In light of the State’s proffer of eyewitness testimony identifying defendant as the offender in each of the aforementioned cases, there is no reasonable probability that, if defendant’s inculpatory confessions in those cases had been excluded, he would not have pleaded guilty to *1039the charges, and instead would have proceeded to trial and been found not guilty. Accordingly, defendant has failed to establish a freestanding claim of actual innocence. See Collier, 387 Ill. App. 3d at 636.

Cause-and-Prejudice Test

In the alternative, defendant contends that he should have been permitted to proceed with his successive postconviction petition because he met the requirements of cause-and-prejudice as articulated in section 122 — 1(f) of the Act (725 ILCS 5/122 — 1(f) (West 2004)). We disagree.

Defendant may well be able to establish cause insofar as he was objectively impeded from raising this claim earlier by pointing to the fact that he did not have the benefit of either the Report of the Special State’s Attorney or the Request in his earlier postconviction proceedings, as they both became available after the dismissal of his third successive postconviction petition. However, for the reasons already discussed above with respect to defendant’s attempt to establish a claim of actual innocence, he cannot establish prejudice.
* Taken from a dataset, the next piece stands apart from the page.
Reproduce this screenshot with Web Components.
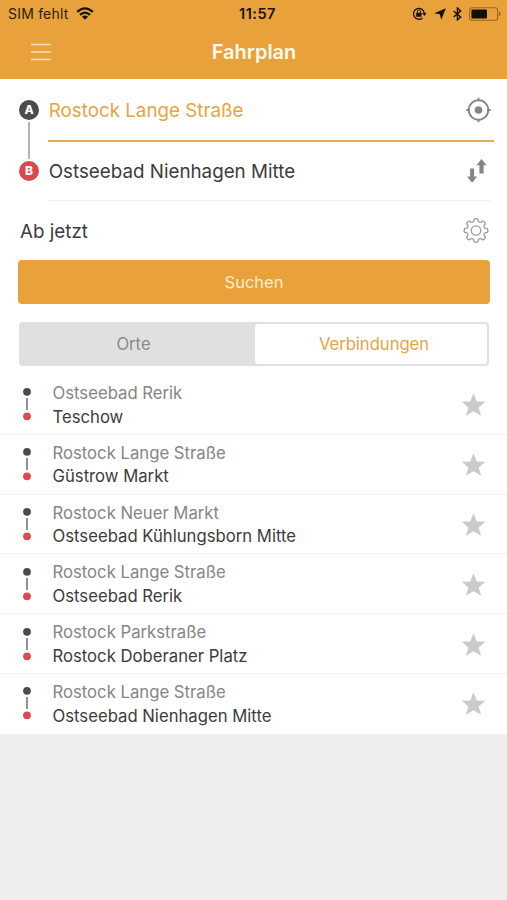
<!DOCTYPE html>
<html lang="de">
<head>
<meta charset="utf-8">
<meta name="viewport" content="width=device-width, initial-scale=1">
<title>Fahrplan</title>
<style>
    body {
        margin: 0;
        background: #eeeeee;
        color: #3c3c3c;
        font-family: Inter, "Liberation Sans", sans-serif;
    }
</style>
</head>
<body>
<fp-app></fp-app>

<script>
class FpStatusBar extends HTMLElement {
    constructor() {
        super();
        this.attachShadow({ mode: 'open' });
        this.shadowRoot.innerHTML = `
            <style>
                :host {
                    display: grid;
                    grid-template-columns: 1fr auto 1fr;
                    align-items: center;
                    height: 27px;
                    padding: 0 6px 0 8px;
                    background: #e9a23b;
                    color: #2a1c08;
                    font-size: 14px;
                }
                .carrier, .icons { display: flex; align-items: center; }
                .carrier { letter-spacing: 0.2px; }
                .carrier svg { margin-left: 7px; }
                .time { font-size: 14.5px; font-weight: 600; letter-spacing: 0.5px; margin-left: 6px; color: #1a1206; }
                .icons { justify-content: flex-end; }
                svg { display: block; }
            </style>
            <div class="carrier">
                <span>SIM fehlt</span>
                <svg width="18" height="13" viewBox="0 0 18 13" fill="none" stroke="#1a1206" stroke-width="2.3">
                    <path d="M1.2 4.9Q9-2.2 16.8 4.9M4 7.9Q9 3.4 14 7.9"/>
                    <path d="M6 9.8Q9 7.2 12 9.8L9 12.8Z" fill="#1a1206" stroke="none"/>
                </svg>
            </div>
            <div class="time">11:57</div>
            <div class="icons">
                <svg width="15" height="14" viewBox="0 0 15 14">
                    <path d="M10.5 10.9A5.4 5.4 0 1 1 12.3 6.4" fill="none" stroke="#1a1206" stroke-width="1.3"/>
                    <path d="M10.2 6h4.4l-2.2 3z" fill="#1a1206"/>
                    <rect x="4.2" y="5.8" width="5.4" height="4" rx=".5" fill="#1a1206"/>
                    <path d="M5.3 6V4.6a1.6 1.6 0 0 1 3.2 0V6" fill="none" stroke="#1a1206"/>
                </svg>
                <svg width="12" height="12" viewBox="0 0 12 12" style="margin-left:7px">
                    <path d="M11.9.2L7.2 11.8 5.9 6.3.2 5.3z" fill="#1a1206"/>
                </svg>
                <svg width="9" height="14" viewBox="0 0 9 14" style="margin-left:7px">
                    <path d="M.7 4l7 6.1-3.3 2.9V1l3.3 2.9-7 6.1" fill="none" stroke="#1a1206" stroke-width="1.4"/>
                </svg>
                <svg width="32" height="14" viewBox="0 0 32 14" style="margin-left:7px">
                    <rect x=".6" y=".7" width="28" height="12.6" rx="2.6" fill="none" stroke="#97691f" stroke-width="1.1"/>
                    <rect x="2.4" y="2.5" width="15.6" height="9" rx="1" fill="#140d04"/>
                    <path d="M30 4.8q1.7.6 1.7 2.2T30 9.2z" fill="#97691f"/>
                </svg>
            </div>
        `;
    }
}

class FpNavBar extends HTMLElement {
    constructor() {
        super();
        this.attachShadow({ mode: 'open' });
        this.shadowRoot.innerHTML = `
            <style>
                :host {
                    display: grid;
                    grid-template-columns: 1fr auto 1fr;
                    align-items: center;
                    height: 52px;
                    padding: 0 30px 0 31px;
                    background: #e9a23b;
                    color: #fffaf0;
                }
                .title { font-size: 20px; font-weight: 600; margin-top: -2px; }
                svg { display: block; margin-top: -3px; }
            </style>
            <svg width="20" height="18" viewBox="0 0 20 18" stroke="#fbe3bb" stroke-width="1.6">
                <path d="M0 1.5h20M0 9h20M0 16.5h20"/>
            </svg>
            <div class="title"><slot></slot></div>
        `;
    }
}

// outline of an eight-toothed gear centred on 0,0
function gearPath() {
    const teeth = 8;
    const profile = [[-0.5, 8.9], [-0.33, 9.3], [-0.2, 11.6], [0, 12], [0.2, 11.6], [0.33, 9.3]];
    let d = '';
    for (let i = 0; i < teeth; i++) {
        for (const [offset, radius] of profile) {
            const a = (i + offset) * 2 * Math.PI / teeth;
            const x = (radius * Math.sin(a)).toFixed(2);
            const y = (-radius * Math.cos(a)).toFixed(2);
            d += (d ? 'L' : 'M') + x + ' ' + y;
        }
    }
    return d + 'Z';
}

class FpSearchForm extends HTMLElement {
    constructor() {
        super();
        this.attachShadow({ mode: 'open' });
        this.shadowRoot.innerHTML = `
            <style>
                :host { display: block; background: #fff; padding-top: 1px; }
                .stops { display: grid; grid-template-columns: 29px 1fr; padding-left: 19px; }
                .track {
                    display: flex;
                    flex-direction: column;
                    align-items: center;
                    width: 20px;
                    padding-top: 20px;
                }
                .badge {
                    width: 20px;
                    height: 20px;
                    border-radius: 50%;
                    background: #4b4b4b;
                    color: #fff;
                    font-size: 12px;
                    font-weight: 800;
                    line-height: 20px;
                    text-align: center;
                }
                .badge.b { background: #d8494f; }
                .rail { width: 1.5px; height: 37px; margin: 2px 0; background: #b5b5b5; }
                .field {
                    display: flex;
                    align-items: center;
                    justify-content: space-between;
                    box-sizing: border-box;
                    font-size: 18.8px;
                }
                .stops span { padding: 2px 0 0 0.7px; }
                .from { height: 61.5px; margin-right: 13px; padding-right: 3px; border-bottom: 2px solid #e8a94f; color: #e6a445; }
                .to { height: 59.5px; margin-right: 16px; padding-right: 4.5px; border-bottom: 1px solid #f0f0f0; }
                .when { height: 59px; padding: 0 18px 0 20px; }
                .when span { padding-top: 1px; }
                svg { display: block; }
                button {
                    display: block;
                    width: 472px;
                    height: 44px;
                    margin: 0 0 0 18px;
                    padding: 0;
                    border: 0;
                    border-radius: 4px;
                    background: #e9a23b;
                    color: #fdeccd;
                    font: 16.5px Inter, "Liberation Sans", sans-serif;
                }
            </style>
            <div class="stops">
                <div class="track">
                    <div class="badge">A</div>
                    <div class="rail"></div>
                    <div class="badge b">B</div>
                </div>
                <div>
                    <div class="field from">
                        <span>Rostock Lange Straße</span>
                        <svg width="26" height="26" viewBox="0 0 26 26" fill="none" stroke="#858585" stroke-width="1.8">
                            <circle cx="13.5" cy="13" r="9.8"/>
                            <circle cx="13.5" cy="13" r="3.8" fill="#858585" stroke="none"/>
                            <path d="M13.5.8v3.4M13.5 21.8v3.4M1.3 13h3.4M22.3 13h3.4"/>
                        </svg>
                    </div>
                    <div class="field to">
                        <span>Ostseebad Nienhagen Mitte</span>
                        <svg width="20" height="24" viewBox="0 0 20 24" fill="#858585">
                            <path d="M3.1 9.4h4v8.2h3.1L5.1 23.8 0 17.6h3.1zM12.4 14.4h4.2V6.3h3.1L14.5 0 9.4 6.3h3z"/>
                        </svg>
                    </div>
                </div>
            </div>
            <div class="field when">
                <span>Ab jetzt</span>
                <svg width="26" height="26" viewBox="-13 -12.5 26 26" fill="none" stroke="#9c9c9c" stroke-width="1.3" stroke-linejoin="round">
                    <path d="${gearPath()}"/>
                    <circle r="4.7"/>
                </svg>
            </div>
            <button>Suchen</button>
        `;
    }
}

class FpTabs extends HTMLElement {
    constructor() {
        super();
        this.attachShadow({ mode: 'open' });
        this.shadowRoot.innerHTML = `
            <style>
                :host { display: block; background: #fff; padding: 18px 18px 9px 19px; }
                .tabs {
                    display: grid;
                    grid-template-columns: 234px 1fr;
                    box-sizing: border-box;
                    height: 44px;
                    border: 2px solid #e0e0e0;
                    border-radius: 4px;
                    background: #e0e0e0;
                    font-size: 16.6px;
                    line-height: 40px;
                    text-align: center;
                }
                .left { color: #8b8b8b; padding-right: 9px; }
                .right { background: #fff; border-radius: 3px; color: #e6a445; padding-left: 6px; }
            </style>
            <div class="tabs">
                <div class="left"><slot name="left"></slot></div>
                <div class="right"><slot name="right"></slot></div>
            </div>
        `;
    }
}

class FpConnection extends HTMLElement {
    constructor() {
        super();
        this.attachShadow({ mode: 'open' });
        this.shadowRoot.innerHTML = `
            <style>
                :host {
                    display: grid;
                    grid-template-columns: 30px 1fr auto;
                    align-items: center;
                    box-sizing: border-box;
                    height: 59.8px;
                    padding: 0 21px 0 22.5px;
                    border-bottom: 1px solid #f0f0f0;
                    background: #fff;
                    font-size: 16.7px;
                    line-height: 23.7px;
                }
                :host(:last-of-type) { border-bottom-color: #fff; }
                .stops { padding-top: 2.5px; }
                .from { color: #858585; }
                svg { display: block; }
                .star { margin-top: 2px; }
            </style>
            <svg width="8" height="34" viewBox="0 0 8 34">
                <circle cx="4" cy="4.8" r="3.9" fill="#4b4b4b"/>
                <path d="M4 11v12" stroke="#858585" stroke-width="1.8"/>
                <circle cx="4" cy="29.3" r="3.9" fill="#dc4a4d"/>
            </svg>
            <div class="stops">
                <div class="from"><slot name="from"></slot></div>
                <div><slot name="to"></slot></div>
            </div>
            <svg class="star" width="25" height="24" viewBox="0 0 25 24" fill="#cbcbcb">
                <path d="M12.5.3l3.3 8.1 8.5.4-6.6 5.6 2.4 8.4-7.6-4.6-7.6 4.6 2.4-8.4L.7 8.8l8.5-.4z"/>
            </svg>
        `;
    }
}

class FpApp extends HTMLElement {
    constructor() {
        super();
        this.attachShadow({ mode: 'open' });
        const connections = [
            ['Ostseebad Rerik', 'Teschow'],
            ['Rostock Lange Straße', 'Güstrow Markt'],
            ['Rostock Neuer Markt', 'Ostseebad Kühlungsborn Mitte'],
            ['Rostock Lange Straße', 'Ostseebad Rerik'],
            ['Rostock Parkstraße', 'Rostock Doberaner Platz'],
            ['Rostock Lange Straße', 'Ostseebad Nienhagen Mitte']
        ];
        this.shadowRoot.innerHTML = `
            <style>
                :host { display: block; width: 507px; min-height: 900px; background: #eeeeee; }
            </style>
            <fp-status-bar></fp-status-bar>
            <fp-nav-bar>Fahrplan</fp-nav-bar>
            <fp-search-form></fp-search-form>
            <fp-tabs>
                <span slot="left">Orte</span>
                <span slot="right">Verbindungen</span>
            </fp-tabs>
            ${connections.map(([from, to]) => `
                <fp-connection>
                    <span slot="from">${from}</span>
                    <span slot="to">${to}</span>
                </fp-connection>
            `).join('')}
        `;
    }
}

customElements.define('fp-status-bar', FpStatusBar);
customElements.define('fp-nav-bar', FpNavBar);
customElements.define('fp-search-form', FpSearchForm);
customElements.define('fp-tabs', FpTabs);
customElements.define('fp-connection', FpConnection);
customElements.define('fp-app', FpApp);
</script>
</body>
</html>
In light of the amply supportive evidence proffered by the State at defendant’s guilty plea hearing, there is no reasonable probability that had those additional documents evidencing brutality at Area 2 come to light preventing the introduction of defendant’s confession, defendant would have proceeded to trial and would have been acquitted of the charged offenses.

CONCLUSION

For all of the aforementioned reasons, we affirm the judgment of the circuit court.

Affirmed.

CAHILL, EJ., and ROBERT E. GORDON, J., concur.